Crist had some big shoes to fill, but that was something he’d been used to all his life. His father, Kevin Crist, was a high jumper at Florida State and cleared a jump of 7 feet and 6 inches. There was also his uncle, who was a 1984 Olympic decathlete.

“It’s kind of like he came in here with 230 pounds on his back trying to get that off,” said Hudson, an assistant coach and UNC graduate herself. “And there would be times when he would just get so emotional because he wants it so bad."

Coming from such a talented pedigree of high jumpers, Crist has always felt he had to live up to this last name.

“He used to say, ‘I want to earn my last name. I want to be a Crist. I’m not a Crist until I’ve jumped seven feet,’” Hudson said. “Looking at him come off the mat, I just saw the tears in his eyes and my eyes started watering up. I’m even getting emotional talking about it now.”

North Carolina track and field assistant coach Nicole Hudson celebrates Nicole Greene's NCAA-best 6-foot-2 high jump. The Tar Heels competed in the Dick Taylor Carolina Cup on Dec. 13 in Eddie Smith Field House.

The jump was good for fifth best in the ACC this season and top 40 in the nation.

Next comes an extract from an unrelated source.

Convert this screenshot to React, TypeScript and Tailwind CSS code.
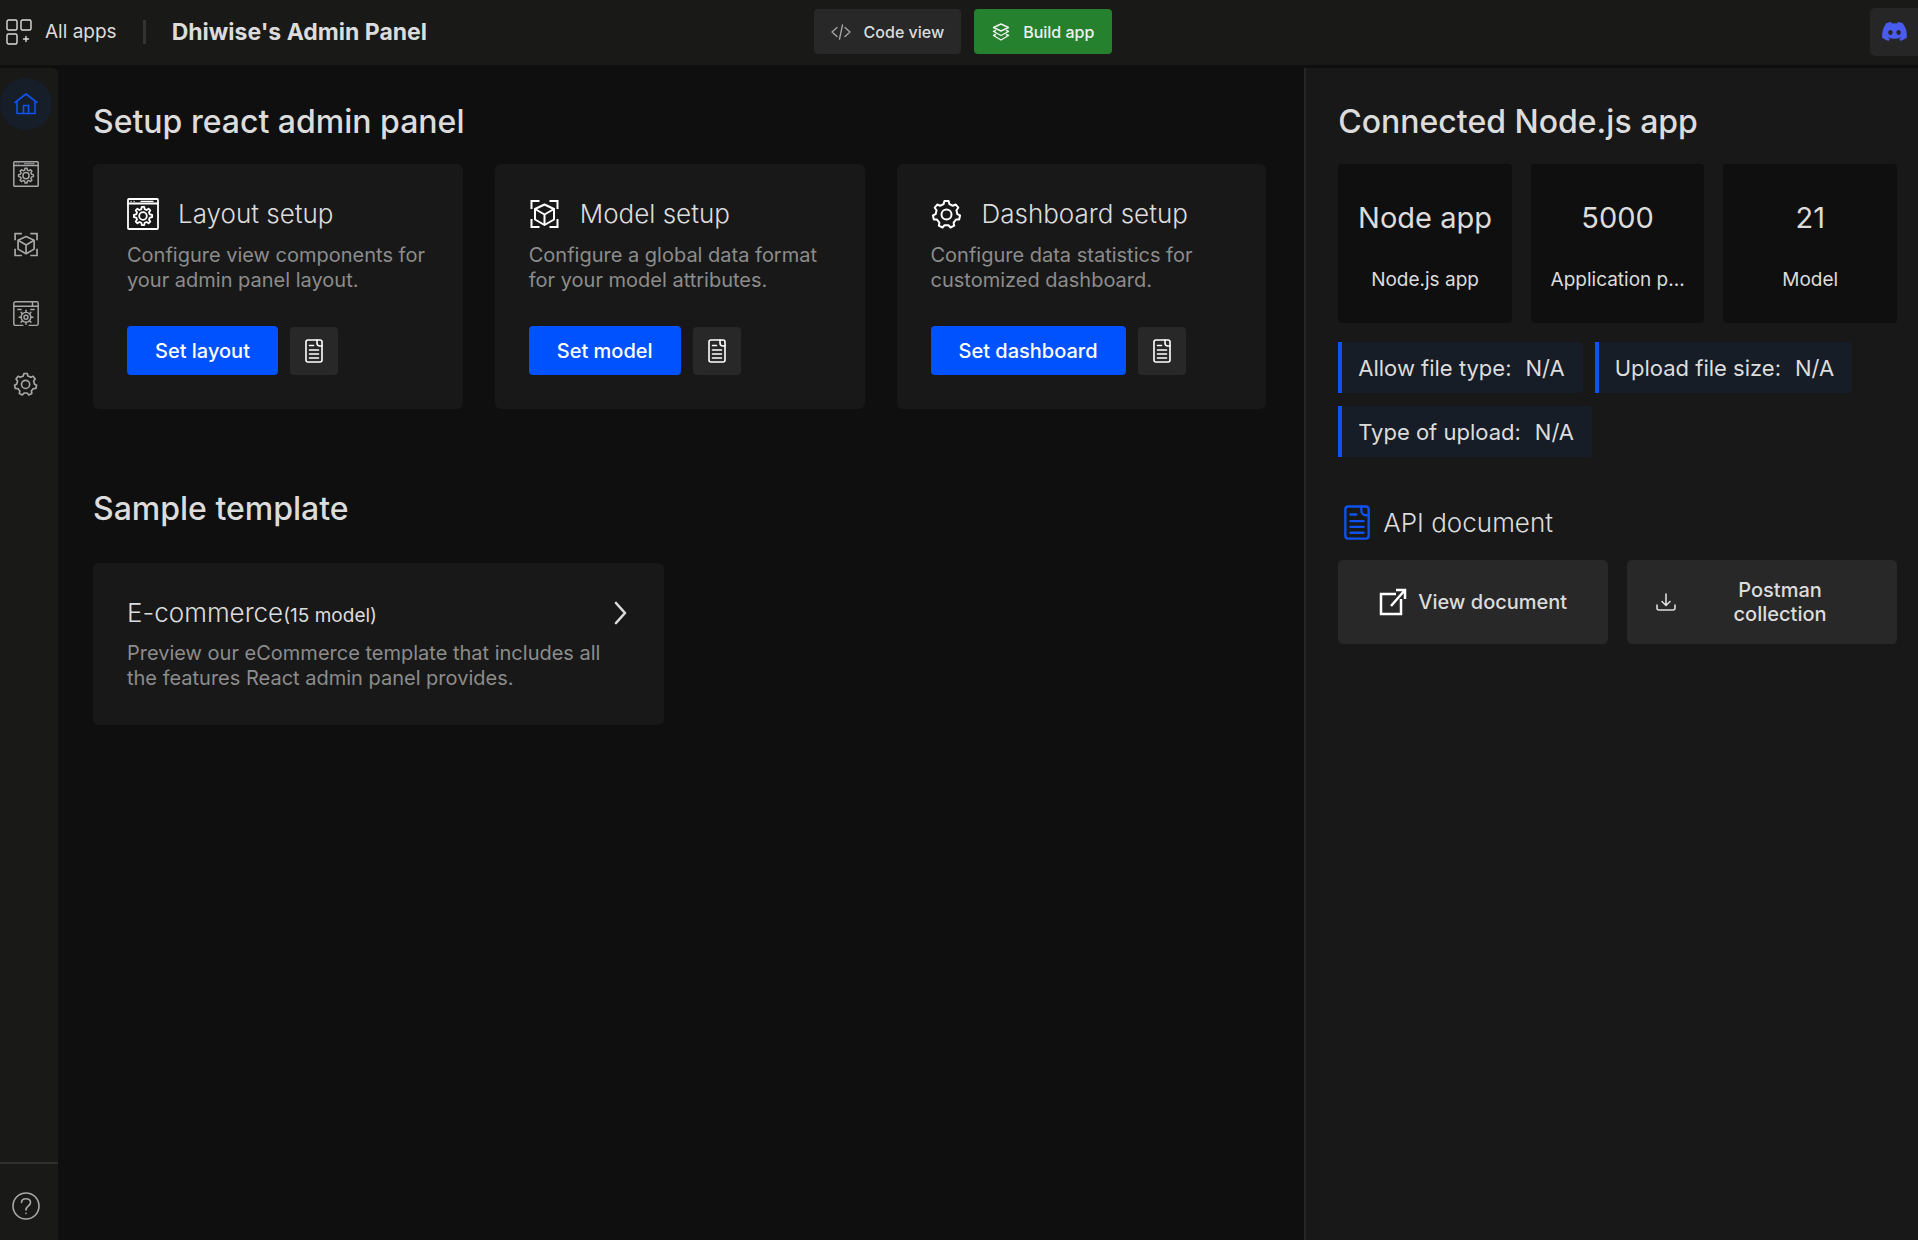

However, Crist still has a long way to go to break into an exclusive group of high jumpers. 

Crist’s leap cleared his own 6-foot-10 height, but Hudson mentioned Crist still is a couple inches away from top-five all-time in UNC history. Still, he has his eyes set on breaking the records of those within his own family. 

“Seven feet — it’s a mental aspect,” Crist said. “Jumping over your height, it’s hard. Breaking (seven feet), it just opens so many doors. I can push forward, I can go after my uncle. I can beat him and after that, my father.”

While Draven Crist’s dad stopped competing long ago, he’ll still take any opportunity he can to remind his son who is at the top of the family record book. 

“His dad was like, ‘Well, you’re still number three in the family,’” Hudson said. “Sometimes that old lion doesn’t want to let go. He still think he’s got a little more fight left in him.”

For now, however, Hudson and head coach Harlis Meaders both hope the younger Crist can take a deep breath and realize something they have known all along.

“We’ve always known it’s been there,” Meaders said. “And he’s know that it’s been there. It’s just wrestling with it, fighting back and forth to sort of get it on paper. Now that he’s got that bar behind him, he can start looking to higher heights.”